Objective | Look through the entries below and count the lines with the word "styles" in them; give only the number.

── Supplied material

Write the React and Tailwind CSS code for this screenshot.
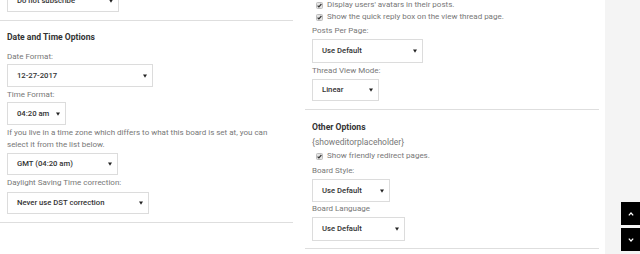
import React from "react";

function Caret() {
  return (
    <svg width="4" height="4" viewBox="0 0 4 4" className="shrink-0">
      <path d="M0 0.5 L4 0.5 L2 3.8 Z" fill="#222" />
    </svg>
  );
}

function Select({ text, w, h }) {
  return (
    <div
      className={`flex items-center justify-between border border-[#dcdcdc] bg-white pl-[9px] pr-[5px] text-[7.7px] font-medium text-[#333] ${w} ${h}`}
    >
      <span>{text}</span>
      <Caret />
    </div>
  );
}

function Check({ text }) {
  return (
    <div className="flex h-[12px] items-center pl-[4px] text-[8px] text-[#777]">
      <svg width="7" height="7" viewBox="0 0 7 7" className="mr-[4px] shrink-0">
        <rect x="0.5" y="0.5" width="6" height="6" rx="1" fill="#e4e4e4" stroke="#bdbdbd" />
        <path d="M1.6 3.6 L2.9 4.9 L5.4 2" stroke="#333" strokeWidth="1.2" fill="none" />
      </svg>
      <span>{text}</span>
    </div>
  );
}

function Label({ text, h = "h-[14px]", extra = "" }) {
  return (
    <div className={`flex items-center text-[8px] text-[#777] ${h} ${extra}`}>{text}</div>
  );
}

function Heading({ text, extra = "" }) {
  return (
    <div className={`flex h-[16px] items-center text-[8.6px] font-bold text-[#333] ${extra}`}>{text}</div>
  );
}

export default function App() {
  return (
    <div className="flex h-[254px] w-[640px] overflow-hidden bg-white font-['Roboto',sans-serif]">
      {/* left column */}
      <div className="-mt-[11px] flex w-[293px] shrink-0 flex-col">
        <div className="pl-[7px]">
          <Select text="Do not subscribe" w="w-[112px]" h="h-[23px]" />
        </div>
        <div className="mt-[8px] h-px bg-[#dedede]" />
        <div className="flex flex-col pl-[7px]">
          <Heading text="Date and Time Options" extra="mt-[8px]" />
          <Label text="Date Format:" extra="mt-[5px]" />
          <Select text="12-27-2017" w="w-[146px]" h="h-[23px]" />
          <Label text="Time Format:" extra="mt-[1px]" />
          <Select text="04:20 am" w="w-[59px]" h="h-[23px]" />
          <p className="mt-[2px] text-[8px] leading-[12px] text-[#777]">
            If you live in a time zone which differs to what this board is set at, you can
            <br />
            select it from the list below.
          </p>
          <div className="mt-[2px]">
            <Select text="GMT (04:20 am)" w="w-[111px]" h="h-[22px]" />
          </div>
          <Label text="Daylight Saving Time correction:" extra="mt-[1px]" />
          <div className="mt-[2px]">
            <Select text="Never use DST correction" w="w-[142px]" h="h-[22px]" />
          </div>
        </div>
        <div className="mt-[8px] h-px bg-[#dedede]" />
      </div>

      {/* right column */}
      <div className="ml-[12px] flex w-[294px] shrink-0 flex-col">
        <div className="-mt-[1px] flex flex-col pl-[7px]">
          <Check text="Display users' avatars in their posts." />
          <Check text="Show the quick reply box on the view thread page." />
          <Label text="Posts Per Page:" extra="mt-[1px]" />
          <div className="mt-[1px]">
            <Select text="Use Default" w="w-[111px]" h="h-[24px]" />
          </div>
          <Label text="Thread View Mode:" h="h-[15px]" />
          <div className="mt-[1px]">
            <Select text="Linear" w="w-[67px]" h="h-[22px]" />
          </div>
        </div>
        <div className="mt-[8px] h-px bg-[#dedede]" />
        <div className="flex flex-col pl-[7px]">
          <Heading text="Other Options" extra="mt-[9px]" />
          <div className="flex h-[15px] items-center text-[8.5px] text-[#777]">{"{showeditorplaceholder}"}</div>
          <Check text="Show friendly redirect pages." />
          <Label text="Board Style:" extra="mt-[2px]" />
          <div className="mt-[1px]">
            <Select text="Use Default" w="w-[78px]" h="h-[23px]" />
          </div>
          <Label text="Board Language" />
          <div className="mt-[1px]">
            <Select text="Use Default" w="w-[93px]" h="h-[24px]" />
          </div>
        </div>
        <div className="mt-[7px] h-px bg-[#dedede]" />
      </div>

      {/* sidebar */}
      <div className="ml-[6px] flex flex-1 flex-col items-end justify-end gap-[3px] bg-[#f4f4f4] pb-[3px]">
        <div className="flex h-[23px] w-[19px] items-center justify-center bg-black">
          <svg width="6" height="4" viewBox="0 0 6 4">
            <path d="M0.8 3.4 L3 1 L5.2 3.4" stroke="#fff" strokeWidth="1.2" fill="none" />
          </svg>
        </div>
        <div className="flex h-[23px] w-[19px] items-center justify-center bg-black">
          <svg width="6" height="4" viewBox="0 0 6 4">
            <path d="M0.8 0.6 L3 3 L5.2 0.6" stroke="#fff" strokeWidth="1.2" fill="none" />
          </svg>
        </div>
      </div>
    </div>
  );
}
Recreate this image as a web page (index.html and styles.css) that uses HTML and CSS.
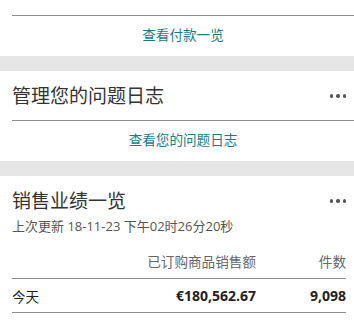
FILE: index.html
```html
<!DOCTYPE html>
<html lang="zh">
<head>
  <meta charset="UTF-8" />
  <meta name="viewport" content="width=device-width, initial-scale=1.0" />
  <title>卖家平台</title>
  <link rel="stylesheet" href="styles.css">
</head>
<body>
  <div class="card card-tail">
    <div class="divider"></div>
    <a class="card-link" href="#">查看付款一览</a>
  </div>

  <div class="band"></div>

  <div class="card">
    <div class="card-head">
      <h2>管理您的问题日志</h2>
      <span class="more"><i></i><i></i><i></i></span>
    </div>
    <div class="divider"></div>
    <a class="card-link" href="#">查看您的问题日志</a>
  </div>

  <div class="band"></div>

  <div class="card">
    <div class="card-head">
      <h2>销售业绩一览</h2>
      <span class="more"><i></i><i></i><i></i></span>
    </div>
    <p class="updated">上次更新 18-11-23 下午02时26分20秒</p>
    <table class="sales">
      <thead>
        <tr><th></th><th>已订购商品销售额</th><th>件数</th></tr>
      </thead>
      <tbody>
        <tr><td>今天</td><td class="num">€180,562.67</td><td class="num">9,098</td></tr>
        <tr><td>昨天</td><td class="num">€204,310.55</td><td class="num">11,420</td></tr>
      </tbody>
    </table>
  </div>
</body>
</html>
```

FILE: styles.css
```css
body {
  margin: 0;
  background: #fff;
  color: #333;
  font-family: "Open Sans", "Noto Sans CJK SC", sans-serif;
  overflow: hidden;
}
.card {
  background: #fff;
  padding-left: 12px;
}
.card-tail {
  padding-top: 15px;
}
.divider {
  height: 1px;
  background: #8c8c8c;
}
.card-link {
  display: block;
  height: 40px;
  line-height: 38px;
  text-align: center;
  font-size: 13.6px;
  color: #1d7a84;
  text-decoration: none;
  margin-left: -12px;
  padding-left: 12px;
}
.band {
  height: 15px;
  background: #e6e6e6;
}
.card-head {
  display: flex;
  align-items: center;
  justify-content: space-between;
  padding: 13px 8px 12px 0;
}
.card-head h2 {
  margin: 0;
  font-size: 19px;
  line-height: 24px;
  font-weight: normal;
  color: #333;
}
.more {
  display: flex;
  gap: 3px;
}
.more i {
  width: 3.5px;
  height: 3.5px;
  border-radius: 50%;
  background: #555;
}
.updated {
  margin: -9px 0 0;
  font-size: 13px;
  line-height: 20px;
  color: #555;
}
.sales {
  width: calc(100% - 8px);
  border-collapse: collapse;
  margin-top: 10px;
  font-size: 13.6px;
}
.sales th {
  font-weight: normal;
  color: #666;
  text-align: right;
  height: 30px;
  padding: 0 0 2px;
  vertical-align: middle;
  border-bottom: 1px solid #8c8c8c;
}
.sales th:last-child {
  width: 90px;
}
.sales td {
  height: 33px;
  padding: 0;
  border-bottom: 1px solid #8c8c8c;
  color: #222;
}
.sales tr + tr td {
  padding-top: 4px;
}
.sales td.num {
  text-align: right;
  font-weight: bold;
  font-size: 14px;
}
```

────

Exercise answer | 3